Napa cabbage on our farmer's market stand.

Napa Cabbage


This is one of our favorite vegetables to plant in fall. It grows extremely well in the cool fall temperatures, and is hardy enough to last through a few light frosts. The crunchy, sweet, wrinkled leaves are great in stir fries and slaws, and make an excellent topping for fish tacos. Our favorite variety, "Minuet," makes miniature heads that are ready in just 48 days. We start these seeds inside, then transplant them out in the garden when they are big enough.




Bok Choy


Another one of our favorite greens, bok choy is best grown in cool fall weather. It HATES the summer heat and will bolt almost immediately if the weather is too warm. We like to grow miniature varieties to use whole in stir fries and hot, steaming bowls of homemade ramen. Bok choy can be direct seeded - no need to start indoors. We like "Li Ren Choi" from Johnny's Seeds, which is ready to pick in 37 days.



Carrots


Now, I feel a bit disingenuous putting carrots on our "favorite" fall vegetable list, because in the past I've hated growing carrots! They take a long time to come up, they need a lot of hand weeding, and they do best in loose, stone-free soil (hard to come by on our rocky New York farm). But, we had success with our spring planting of carrots this year, so I'm actually excited to plant another round for fall. The changes we made were 1) planting them in our deep-compost-mulch permanent beds instead of in the field, which has kept them relatively weed-free, and 2) only planting ONE packet, instead of 2,000 seeds like we usually try to do! For fall plantings, we like "Bolero" which stores well over the winter, although at 75 days it takes a bit longer to get to full size. This is a bit tight for planting in early August, but luckily carrots are one of those veggies that actually taste better after a frost. Plus, you can continue to harvest carrots until the ground freezes solid, so they can actually last quite a while in the ground here.



Fennel


Last but not least, we have Curt's favorite fall vegetable - fennel! This licorice-flavored veggie is a staple of Italian cooking, and tastes great quartered and roasted on a sheet pan with a mix of root vegetables. While it technically takes about 80 days to reach full size, it can actually be harvested at any point after it starts to create a bulb, and will tolerate a light frost. Fennel does best if you start it indoors and then transplant it out into the garden.

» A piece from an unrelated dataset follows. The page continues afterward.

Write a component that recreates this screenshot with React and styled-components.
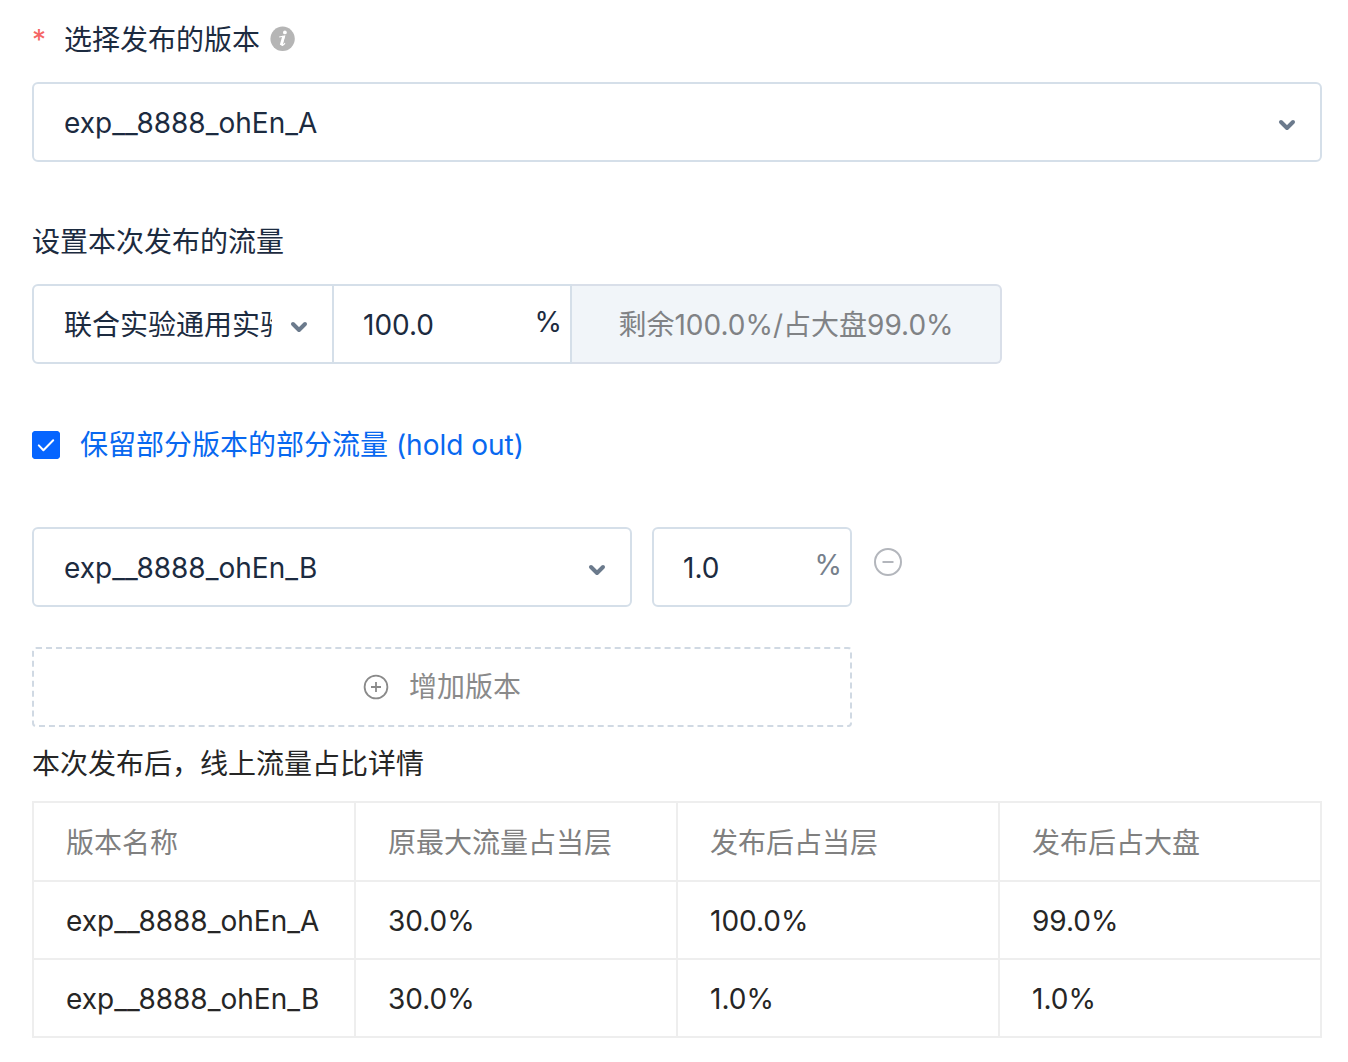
import React, { useState } from 'react';
import styled, { createGlobalStyle } from 'styled-components';

const GlobalStyle = createGlobalStyle`
  *, *::before, *::after { box-sizing: border-box; }
  body {
    margin: 0;
    background: #fff;
    color: #1c2b40;
    font: 395 28px/40px Inter, "Noto Sans CJK SC", sans-serif;
  }
  button, input, select { font: inherit; color: inherit; }
`;

const Page = styled.main`
  padding: 20px 26px 24px 32px;
`;

const Field = styled.section`
  margin-bottom: 60px;
`;

const FieldHead = styled.div`
  display: flex;
  align-items: center;
  height: 40px;
  margin-bottom: 22px;
`;

const Required = styled.span`
  width: 32px;
  color: #f56565;
`;

const InfoButton = styled.button`
  display: flex;
  margin-left: 10px;
  padding: 0 0 2px;
  border: 0;
  background: none;
`;

const SelectBox = styled.div`
  display: grid;
  align-items: center;
  width: ${(p) => p.$width || '100%'};
  height: 80px;
  border: 2px solid #d5dfe9;
  border-radius: ${(p) => (p.$joined ? '6px 0 0 6px' : '6px')};
  background: #fff;

  & > * { grid-area: 1 / 1; }
  & > svg {
    justify-self: end;
    margin: 6px 23px 0 0;
    pointer-events: none;
  }
`;

const NativeSelect = styled.select`
  width: 100%;
  height: 76px;
  padding: 2px 60px 0 30px;
  border: 0;
  border-radius: 6px;
  outline: 0;
  appearance: none;
  background: transparent;
`;

const NumberBox = styled.div`
  display: flex;
  align-items: center;
  width: ${(p) => p.$width};
  height: 80px;
  padding: 0 8px 0 29px;
  border: 2px solid #d5dfe9;
  border-left-width: ${(p) => (p.$joined ? 0 : 2)}px;
  border-radius: ${(p) => (p.$joined ? 0 : 6)}px;
  background: #fff;
`;

const NumberInput = styled.input`
  flex: 1;
  min-width: 0;
  padding: 2px 0 0;
  border: 0;
  outline: 0;
  background: transparent;
`;

const Unit = styled.span`
  padding-bottom: 4px;
  color: ${(p) => (p.$muted ? '#76808c' : 'inherit')};
`;

const Group = styled.div`
  display: flex;
`;

const Addon = styled.div`
  display: flex;
  align-items: center;
  justify-content: center;
  width: 430px;
  height: 80px;
  padding-top: 2px;
  border: 2px solid #d9dfe9;
  border-left: 0;
  border-radius: 0 6px 6px 0;
  background: #f1f5f9;
  color: #808285;
`;

const CheckLabel = styled.label`
  display: flex;
  align-items: center;
  gap: 20px;
  height: 43px;
  padding-bottom: 1px;
  color: #0868f0;
`;

const CheckMark = styled.span`
  display: grid;
  width: 28px;
  height: 28px;
  border-radius: 4px;
  background: ${(p) => (p.$on ? '#0665ff' : '#fff')};
  box-shadow: inset 0 0 0 2px #0665ff;

  & > * { grid-area: 1 / 1; }
  & > svg { pointer-events: none; visibility: ${(p) => (p.$on ? 'visible' : 'hidden')}; }
`;

const Checkbox = styled.input`
  width: 28px;
  height: 28px;
  margin: 0;
  appearance: none;
`;

const VersionRow = styled.div`
  display: flex;
  gap: 20px;
  margin-bottom: 40px;
`;

const RemoveButton = styled.button`
  display: flex;
  align-items: center;
  height: 70px;
  padding: 0 2px;
  border: 0;
  background: none;
  color: #b3b6bc;
`;

const AddButton = styled.button`
  display: flex;
  align-items: center;
  justify-content: center;
  gap: 20px;
  width: 100%;
  max-width: 820px;
  height: 80px;
  padding: 0;
  border: 2px dashed #d0d9e3;
  border-radius: 4px;
  background: #fff;
  color: #8a8a8a;
`;

const TableTitle = styled.h2`
  margin: 17px 0;
  color: #262626;
  font-size: 28px;
  font-weight: 395;
  line-height: 40px;
`;

const Table = styled.table`
  width: 100%;
  border-collapse: collapse;
  table-layout: fixed;
  color: #262626;
`;

const HeadCell = styled.th`
  height: 79px;
  padding: 2px 32px 0;
  border: 2px solid #eeeeee;
  color: #808080;
  font-weight: 395;
  text-align: left;
`;

const Cell = styled.td`
  height: 78px;
  padding: 2px 32px 0;
  border: 2px solid #eeeeee;
`;

const Chevron = () => (
  <svg width="20" height="14" viewBox="0 0 20 14" fill="none" stroke="#6b7a8c" strokeWidth="4" strokeLinecap="round" strokeLinejoin="round" aria-hidden="true">
    <path d="M4 4l6 6 6-6" />
  </svg>
);

const InfoIcon = () => (
  <svg width="26" height="26" viewBox="0 0 26 26" aria-hidden="true">
    <circle cx="12.6" cy="12.8" r="12.2" fill="#b5b5b5" />
    <circle cx="14.9" cy="6.4" r="1.9" fill="#fff" />
    <path d="M9.2 11l5.4-1-2.6 9q-.1 1.2 3-1.8" fill="none" stroke="#fff" strokeWidth="1.2" />
    <path d="M13.6 10.2l-2.5 8.9" stroke="#fff" strokeWidth="2.6" />
  </svg>
);

const MinusIcon = () => (
  <svg width="28" height="28" viewBox="0 0 28 28" fill="none" stroke="currentColor" strokeWidth="2" aria-hidden="true">
    <circle cx="14" cy="14" r="13" />
    <path d="M8.5 14h11" />
  </svg>
);

const PlusIcon = () => (
  <svg width="26" height="26" viewBox="0 0 26 26" fill="none" stroke="currentColor" strokeWidth="1.8" aria-hidden="true">
    <circle cx="13" cy="13" r="11.4" />
    <path d="M8 13h10M13 8v10" />
  </svg>
);

const CheckIcon = () => (
  <svg width="28" height="28" viewBox="0 0 28 28" fill="none" stroke="#fff" strokeWidth="2" strokeLinecap="round" strokeLinejoin="round" aria-hidden="true">
    <path d="M6.8 14.4l4.6 4.8 9.8-10" />
  </svg>
);

function Select({ id, label, value, options, width, joined }) {
  return (
    <SelectBox $width={width} $joined={joined}>
      <NativeSelect id={id} aria-label={label} defaultValue={value}>
        {options.map((option) => (
          <option key={option}>{option}</option>
        ))}
      </NativeSelect>
      <Chevron />
    </SelectBox>
  );
}

function Percent({ label, value, width, joined, muted }) {
  return (
    <NumberBox $width={width} $joined={joined}>
      <NumberInput type="text" inputMode="decimal" aria-label={label} defaultValue={value} />
      <Unit $muted={muted}>%</Unit>
    </NumberBox>
  );
}

const versions = ['exp__8888_ohEn_A', 'exp__8888_ohEn_B'];
const columns = ['版本名称', '原最大流量占当层', '发布后占当层', '发布后占大盘'];
const rows = [
  ['exp__8888_ohEn_A', '30.0%', '100.0%', '99.0%'],
  ['exp__8888_ohEn_B', '30.0%', '1.0%', '1.0%'],
];

export default function App() {
  const [holdOut, setHoldOut] = useState(true);
  return (
    <Page>
      <GlobalStyle />
      <Field>
        <FieldHead>
          <Required>*</Required>
          <label htmlFor="release">选择发布的版本</label>
          <InfoButton type="button" aria-label="说明">
            <InfoIcon />
          </InfoButton>
        </FieldHead>
        <Select id="release" value={versions[0]} options={versions} />
      </Field>

      <Field>
        <FieldHead>
          <label htmlFor="layer">设置本次发布的流量</label>
        </FieldHead>
        <Group>
          <Select id="layer" value="联合实验通用实验层" options={['联合实验通用实验层']} width="302px" joined />
          <Percent label="发布流量" value="100.0" width="238px" joined />
          <Addon>剩余100.0%/占大盘99.0%</Addon>
        </Group>
      </Field>

      <Field>
        <CheckLabel>
          <CheckMark $on={holdOut}>
            <Checkbox type="checkbox" checked={holdOut} onChange={(e) => setHoldOut(e.target.checked)} />
            <CheckIcon />
          </CheckMark>
          保留部分版本的部分流量 (hold out)
        </CheckLabel>
      </Field>

      <VersionRow>
        <Select label="保留版本" value={versions[1]} options={versions} width="600px" />
        <Percent label="保留流量" value="1.0" width="200px" muted />
        <RemoveButton type="button" aria-label="移除版本">
          <MinusIcon />
        </RemoveButton>
      </VersionRow>

      <AddButton type="button">
        <PlusIcon />
        增加版本
      </AddButton>

      <TableTitle>本次发布后，线上流量占比详情</TableTitle>
      <Table>
        <thead>
          <tr>
            {columns.map((name) => (
              <HeadCell key={name} scope="col">{name}</HeadCell>
            ))}
          </tr>
        </thead>
        <tbody>
          {rows.map((row) => (
            <tr key={row[0]}>
              {row.map((value, i) => (
                <Cell key={columns[i]}>{value}</Cell>
              ))}
            </tr>
          ))}
        </tbody>
      </Table>
    </Page>
  );
}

This list is certainly not comprehensive - there are lots of other veggies you can plant in a fall garden, such as radishes, beets, spinach, and more. But these are a few of our favorites, and I hope these suggestions encourage you to start a fall garden of your own. What are you hoping to harvest this fall?


Curt's favorite fall hunting snack - fennel! The deer can smell him from a mile away!